Adi’s brother, Cornell, had left a floor-to-ceiling papier-mâché sculpture of the head of Nefertiti — a colorfully painted bust in profile about eight feet tall — in the area towards the back of the apartment that was, in theory, the kitchen. Cornell had constructed the Nefertiti head for either the Pyramid nightclub or King Tut’s Wah Wah Hut, both around the corner on A. I wish I could remember which; I think the Pyramid?
The tenants had been on rent strike for a long time. I paid my $325 a month to the tenant collective, while some lawyer, somewhere, fought it out in court. The building had glass double doors with locks that were always broken — the landlord wasn’t going to fix them while we were on rent strike — and when you came home late at night you’d reliably find young men nonchalantly selling crack right there under the stairs. The drug dealers weren’t a problem, actually; they had no motivation to hassle the tenants.
Directly across the street on Ninth a new bodega opened and when I stopped in to look around, and plunked a York Peppermint Patty on the counter, the big man sitting behind it gestured me away. “Go, go,” he said. I was slow on the uptake; it wasn’t really a bodega and they weren’t really selling snacks.
One time, standing in the lighted space between the two glass front doors, I was sort of mugged. It was the middle of the night and I was talking to my friend Jeff from Salt Lake. It must have been winter because I was wearing a luxurious, retro-1970s shearling coat, buttery soft with shaggy cuffs and collar. (Although this was only 1986 or 1987, we the cool were already doing a 1970s fashion revival, a stylistic mashup of glam rock and the Ramones.) A kid appeared next to us in the doorway, tugged on my sleeve, and said, “Gimme your coat.” Jeff from Salt Lake turned to him, as if to reason with him calmly — Jeff was white-blond, very mild-mannered, and extraordinarily handsome — and the mugger punched him hard in the face, knocking him back beyond the second glass door. I’m not sure why I didn’t just give him my coat, but instead I looked at him, also calmly for some reason, and said, “The police are coming.” It was a lie; the police were coming for no one in the winter of 1987 in Alphabet City. But I kept the coat.
It was in this apartment on East Ninth that I wrote my history papers for Professor Foner’s class on the Radical Tradition in America, using an electric typewriter. It was in this apartment that I heard the news that the Challenger Space Shuttle had exploded. The kitten grew into a huge, brawling bruiser of a Tom who I named Angus. Even Angus was violent. I remember him, once, waking me up by poking a hole in one of my eyelids with an extended claw. I would list for you the bands and band members who came through this apartment when I lived there, but you wouldn’t recognize their names. (Sharky’s Machine, the Raunch Hands, the World Famous Blue Jays, Royal Trux, White Zombie.) This was when the underground was underground.
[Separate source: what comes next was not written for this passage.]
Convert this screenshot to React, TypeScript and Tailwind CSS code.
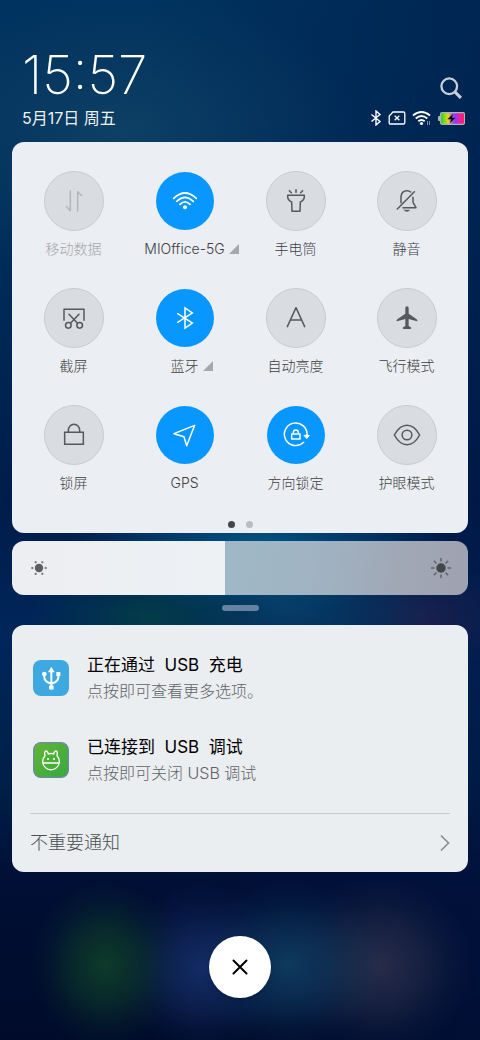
import { useState, type ReactNode } from "react";

type Tile = {
  label: string;
  icon: ReactNode;
  on?: boolean;
  disabled?: boolean;
  expandable?: boolean;
};

function Glyph({ children }: { children: ReactNode }) {
  return (
    <svg
      viewBox="-42 -42 84 84"
      className="size-7"
      fill="none"
      stroke="currentColor"
      strokeWidth="4.5"
      strokeLinecap="round"
      strokeLinejoin="round"
      aria-hidden="true"
    >
      {children}
    </svg>
  );
}

const tiles: Tile[] = [
  {
    label: "移动数据",
    disabled: true,
    icon: <path d="M-11-30V29L-22 17M11 30V-28L23-16" />,
  },
  {
    label: "MIOffice-5G",
    on: true,
    expandable: true,
    icon: (
      <>
        <path strokeWidth="5" d="M-34-8Q0-40 34-8M-25 1Q0-23 25 1M-15 10Q0-5 15 10" />
        <circle cx="0" cy="19" r="6" fill="currentColor" stroke="none" />
      </>
    ),
  },
  {
    label: "手电筒",
    icon: (
      <path d="M0-34V-26M-20-31L-14-25M20-31L14-25M-25-17H25V-13Q25-3 13 3L12 31H-12L-13 3Q-25-3-25-13Z" />
    ),
  },
  {
    label: "静音",
    icon: (
      <>
        <path d="M-18 5V-12Q-17-31 0-31Q7-31 11-27M18-11V4L27 20H-12M-29 24L22-28" />
        <path d="M-9 27H8Q0 36-9 27Z" fill="currentColor" strokeWidth="1" />
      </>
    ),
  },
  {
    label: "截屏",
    icon: (
      <>
        <path strokeLinecap="butt" d="M-30 8V-26H30V8" />
        <path d="M-10 15L15-11M10 15L-15-11" />
        <circle cx="-17" cy="22" r="8.5" />
        <circle cx="17" cy="22" r="8.5" />
      </>
    ),
  },
  {
    label: "蓝牙",
    on: true,
    expandable: true,
    icon: <path strokeLinejoin="miter" d="M-22-13L22 15L0 30V-30L22-15L-22 13" />,
  },
  {
    label: "自动亮度",
    icon: <path d="M-26 26L0-31L26 26M-17 6H17" />,
  },
  {
    label: "飞行模式",
    icon: (
      <path
        fill="currentColor"
        stroke="none"
        d="M-5-29Q-5-35 0-35T5-29V-13L29 4Q34 9 30 10L5 3V24L12 28Q14 33 10 33H-10Q-14 33-12 28L-5 24V3L-30 10Q-34 9-29 4L-5-13Z"
      />
    ),
  },
  {
    label: "锁屏",
    icon: <path strokeLinejoin="miter" d="M-28-8H28V28H-28ZM-17-8V-14A17 18 0 0 1 17-14V-8" />,
  },
  {
    label: "GPS",
    on: true,
    icon: <path d="M-33-4L29-29L5 32L-3 5Z" />,
  },
  {
    label: "方向锁定",
    on: true,
    icon: (
      <>
        <path d="M23 22A34 34 0 1 1 33 1" />
        <path d="M25 1H40L33 10Z" fill="currentColor" strokeWidth="3" />
        <path d="M-13-3H12V12H-13ZM-8-3V-7A7.500 8 0 0 1 7-7V-3" />
      </>
    ),
  },
  {
    label: "护眼模式",
    icon: (
      <>
        <path d="M-38 0Q-22-29 0-29T38 0Q22 29 0 29T-38 0Z" />
        <circle cx="0" cy="0" r="14.500" />
      </>
    ),
  },
];

function QuickTile({ tile }: { tile: Tile }) {
  const [on, setOn] = useState(!!tile.on);
  const iconTone = tile.disabled ? "text-[#b3b6ba]" : "text-[#55585c]";
  const labelTone = tile.disabled ? "text-[#a4a7ab]" : "text-[#3c3e42]";
  return (
    <button
      type="button"
      aria-pressed={on}
      disabled={tile.disabled}
      onClick={() => setOn(!on)}
      className="flex flex-col items-center gap-2"
    >
      <span className="flex size-15 items-center justify-center">
        <span
          className={
            on
              ? "flex size-[58px] items-center justify-center rounded-full bg-[#0797ff] text-white"
              : `flex size-15 items-center justify-center rounded-full border border-[#c8cbcf] bg-[#d9dce0] ${iconTone}`
          }
        >
          <Glyph>{tile.icon}</Glyph>
        </span>
      </span>
      <span className={`flex items-center gap-1 text-sm leading-5 whitespace-nowrap ${labelTone}`}>
        {tile.expandable && <span className="w-2.5" />}
        {tile.label}
        {tile.expandable && (
          <svg viewBox="0 0 10 10" className="size-2.5" aria-hidden="true">
            <path d="M10 0V10H0Z" fill="#a5a8ac" />
          </svg>
        )}
      </span>
    </button>
  );
}

function StatusIcons() {
  return (
    <div className="flex items-center gap-1.5 text-white">
      <svg viewBox="0 0 12 16" className="h-4 w-3" fill="none" stroke="currentColor" strokeWidth="1.4" aria-label="蓝牙">
        <path d="M1.500 4.500L10 11.500L6 15V1L10 4.500L1.500 11.500" />
      </svg>
      <svg viewBox="0 0 18 14" className="h-3.5 w-[18px]" fill="none" stroke="currentColor" strokeWidth="1.3" aria-label="无 SIM 卡">
        <path d="M5 1H15.500Q16.800 1 16.800 2.300V11.700Q16.800 13 15.500 13H2.500Q1.200 13 1.200 11.700V5Z" />
        <path d="M6.700 4.700L11.300 9.300M11.300 4.700L6.700 9.300" />
      </svg>
      <svg viewBox="0 0 20 16" className="h-4 w-5" fill="none" stroke="currentColor" strokeWidth="1.800" aria-label="Wi-Fi">
        <path d="M1 5.500Q9.500-1.500 18 5.500M3.700 8.500Q9.500 3.500 15.300 8.500M6.300 11.300Q9.500 8.700 12.700 11.300" />
        <circle cx="9.500" cy="13.500" r="1.600" fill="currentColor" stroke="none" />
        <path d="M15.500 11V15M17.500 11V15" strokeWidth="0.800" opacity="0.6" />
      </svg>
      <svg viewBox="0 0 27 13" className="h-[13px] w-[27px]" aria-label="正在充电">
        <defs>
          <linearGradient id="charge">
            <stop offset="0" stopColor="#2fc52c" />
            <stop offset="0.150" stopColor="#6fdc1c" />
            <stop offset="0.320" stopColor="#f0d126" />
            <stop offset="0.480" stopColor="#a060c8" />
            <stop offset="0.620" stopColor="#8a3cf5" />
            <stop offset="0.800" stopColor="#f0209c" />
            <stop offset="1" stopColor="#ff1560" />
          </linearGradient>
        </defs>
        <rect x="0" y="4" width="3" height="5" rx="1" fill="#a9b4bd" />
        <rect x="2.500" y="0.700" width="24" height="11.600" rx="1.500" fill="url(#charge)" stroke="#a9b4bd" strokeWidth="1.200" />
        <path d="M15 2L9.500 7.200H13L12 11L17.500 5.800H14Z" fill="#08051c" />
      </svg>
    </div>
  );
}

function Brightness() {
  const [value, setValue] = useState(467);
  const stop = `${value / 10}%`;
  return (
    <div className="relative mx-3 mt-2">
      <input
        type="range"
        aria-label="亮度"
        min="0"
        max="1000"
        value={value}
        onChange={(e) => setValue(Number(e.target.value))}
        className="block h-[54px] w-full appearance-none rounded-xl [&::-webkit-slider-thumb]:appearance-none [&::-webkit-slider-thumb]:opacity-0"
        style={{
          backgroundImage: `linear-gradient(90deg, #edeef2, #edf1f4 ${stop}, transparent ${stop}), linear-gradient(100deg, #9fb8c7 45%, #a0b4c3 65%, #a0a7b5 85%, #9fa2b0)`,
        }}
      />
      <svg viewBox="-9 -9 18 18" className="pointer-events-none absolute top-[18px] left-[18px] size-[18px] text-[#5b5d60]" fill="currentColor" aria-hidden="true">
        <circle r="4.200" />
        {[0, 60, 120, 180, 240, 300].map((a) => (
          <circle key={a} cx="6.700" r="1.200" opacity="0.750" transform={`rotate(${a})`} />
        ))}
      </svg>
      <svg viewBox="-11 -11 22 22" className="pointer-events-none absolute top-4 right-4 size-[22px] text-[#424549]" fill="currentColor" aria-hidden="true">
        <circle r="4.700" />
        {[0, 45, 90, 135, 180, 225, 270, 315].map((a) => (
          <path key={a} d="M7 0H9.500" stroke="currentColor" strokeWidth="1.400" strokeLinecap="round" opacity="0.700" transform={`rotate(${a})`} />
        ))}
      </svg>
    </div>
  );
}

function UsbIcon() {
  return (
    <svg viewBox="0 0 108 108" className="size-9 shrink-0" aria-hidden="true">
      <rect width="108" height="108" rx="24" fill="#3ea8e0" />
      <g fill="none" stroke="#fff" strokeWidth="6" strokeLinecap="round" strokeLinejoin="round">
        <path d="M55 34V82M34 44V52Q35 66 55 71Q75 66 76 52V44" />
      </g>
      <path d="M55 20L65 37H45Z" fill="#fff" />
      <circle cx="34" cy="42" r="7" fill="#fff" />
      <rect x="70" y="36" width="12" height="12" fill="#fff" />
      <rect x="48" y="76" width="14" height="13" rx="4" fill="#fff" />
    </svg>
  );
}

function DebugIcon() {
  return (
    <svg viewBox="0 0 108 108" className="size-9 shrink-0" aria-hidden="true">
      <defs>
        <linearGradient id="debug" x1="0" y1="0" x2="1" y2="1">
          <stop offset="0" stopColor="#62b533" />
          <stop offset="1" stopColor="#36a93f" />
        </linearGradient>
      </defs>
      <rect x="2" y="2" width="104" height="104" rx="22" fill="url(#debug)" stroke="#6d8aa6" strokeWidth="4" />
      <g fill="none" stroke="#fff" strokeWidth="4" strokeLinecap="round" strokeLinejoin="round">
        <path d="M36 41A25 25 0 1 0 72 41Q75 28 69 27Q64 27 62 36Q54 33 46 36Q44 27 39 27Q33 28 36 41ZM30 63H78" />
      </g>
      <circle cx="45" cy="51" r="3" fill="#fff" />
      <circle cx="63" cy="51" r="3" fill="#fff" />
    </svg>
  );
}

function Notice({ icon, title, detail }: { icon: ReactNode; title: string; detail: string }) {
  return (
    <li>
      <button type="button" className="flex w-full items-center gap-[18px] text-left">
        {icon}
        <span className="flex flex-col gap-0.5">
          <span className="text-[17px] leading-6 font-normal whitespace-pre text-black">{title}</span>
          <span className="text-base leading-6 text-[#5f6266]">{detail}</span>
        </span>
      </button>
    </li>
  );
}

export default function App() {
  return (
    <main className="flex min-h-screen flex-col bg-[#000d2e] bg-[radial-gradient(ellipse_75px_85px_at_22%_965px,#0d3b29_0%,#0d3b29a0_40%,#0d3b2930_75%,#0d3b2900_100%),radial-gradient(ellipse_85px_85px_at_42%_968px,#142c64_0%,#142c64a0_40%,#142c6430_75%,#142c6400_100%),radial-gradient(ellipse_95px_85px_at_60%_965px,#0e3a5e_0%,#0e3a5ea0_40%,#0e3a5e30_75%,#0e3a5e00_100%),radial-gradient(ellipse_95px_90px_at_79%_965px,#272c49_0%,#272c49a0_40%,#272c4930_75%,#272c4900_100%),radial-gradient(ellipse_190px_65px_at_54%_546px,#005585_0%,#00558590_45%,#00558500_100%),radial-gradient(ellipse_120px_60px_at_31%_618px,#033d48_0%,#033d4880_45%,#033d4800_100%),radial-gradient(ellipse_150px_70px_at_60%_608px,#063d66_0%,#063d6690_45%,#063d6600_100%),radial-gradient(ellipse_100px_55px_at_88%_618px,#1b1f4c_0%,#1b1f4c80_45%,#1b1f4c00_100%),radial-gradient(ellipse_240px_140px_at_25%_130px,#0e3f64_0%,#0e3f6480_45%,#0e3f6400_100%),linear-gradient(90deg,transparent_30%,#00144270_100%),linear-gradient(180deg,#00335f_0px,#00305d_200px,#001c4a_500px,#00265a_640px,#00204a_780px,#000f35_880px,#000b2a_1040px)] [font-family:Inter,'Noto_Sans_CJK_SC',sans-serif] font-light">
      <header className="flex items-end justify-between pt-12 pr-[15px] pb-3 pl-[22px]">
        <div>
          <time className="block text-[53px] leading-[54px] font-extralight text-white">15:57</time>
          <p className="mt-1 text-base leading-6 font-normal text-white/95">5月17日 周五</p>
        </div>
        <div className="flex flex-col items-end gap-2 pb-1">
          <button type="button" aria-label="搜索" className="text-[#c5cfda]">
            <svg viewBox="0 0 24 24" className="size-7" fill="none" stroke="currentColor" strokeWidth="2" aria-hidden="true">
              <circle cx="10.500" cy="10.500" r="6.700" />
              <path d="M15.500 15.500L20.500 20.500" strokeWidth="2.600" />
            </svg>
          </button>
          <StatusIcons />
        </div>
      </header>

      <section aria-label="快捷设置" className="mx-3 rounded-xl bg-[#ebeef2] px-1.5 pt-[29px] pb-[5px]">
        <div className="grid grid-cols-4 gap-y-[29px]">
          {tiles.map((t) => (
            <QuickTile key={t.label} tile={t} />
          ))}
        </div>
        <div className="mt-7 flex justify-center gap-[11px]">
          <span className="size-[7px] rounded-full bg-[#45474a]" />
          <span className="size-[7px] rounded-full bg-[#b9bcc0]" />
        </div>
      </section>

      <Brightness />

      <div className="mx-auto mt-[10px] h-[6px] w-[37px] rounded-full bg-[#6582a0]" />

      <section aria-label="通知" className="mx-3 mt-3.5 rounded-xl bg-[#ebeef1] px-[18px] pt-7">
        <ul className="flex flex-col gap-8 px-[3px]">
          <Notice icon={<UsbIcon />} title="正在通过  USB  充电" detail="点按即可查看更多选项。" />
          <Notice icon={<DebugIcon />} title="已连接到  USB  调试" detail="点按即可关闭 USB 调试" />
        </ul>
        <button type="button" className="mt-7 flex w-full items-center justify-between border-t border-[#c6cacd] py-4 text-lg leading-[26px] text-[#4a4d51]">
          不重要通知
          <svg viewBox="0 0 10 18" className="h-[18px] w-2.5" fill="none" stroke="#8b8e92" strokeWidth="1.700" aria-hidden="true">
            <path d="M1 1.500L8.500 9L1 16.500" />
          </svg>
        </button>
      </section>

      <button
        type="button"
        aria-label="清除全部通知"
        className="mx-auto mt-16 mb-10 flex size-[62px] items-center justify-center rounded-full bg-white text-black shadow-md"
      >
        <svg viewBox="0 0 16 16" className="size-4" fill="none" stroke="currentColor" strokeWidth="2" strokeLinecap="round" aria-hidden="true">
          <path d="M1.500 1.500L14.500 14.500M14.500 1.500L1.500 14.500" />
        </svg>
      </button>
    </main>
  );
}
Am I making these years sound like bad years on East Ninth? They certainly weren’t. I’m retrospectively so glad I got to participate in that wild bohemian netherworld — the food fights at 4 a.m. when the kasha varnishkes flew at Kiev Restaurant on Second, the pranks outside the Hell’s Angels clubhouse on Third Street, the bars, the beers, the boys, and the all-night loft parties when six garage bands played in a row. Have I told you about the time Joey Ramone chatted me up while waiting for the bathroom at a Midnight Records party? I was pretty then. Everyone who ever lived in Manhattan eventually finds themself playing the role of the insufferable blowhard who lays claim to having lived in “the real New York,” and Ninth Street was my real New York.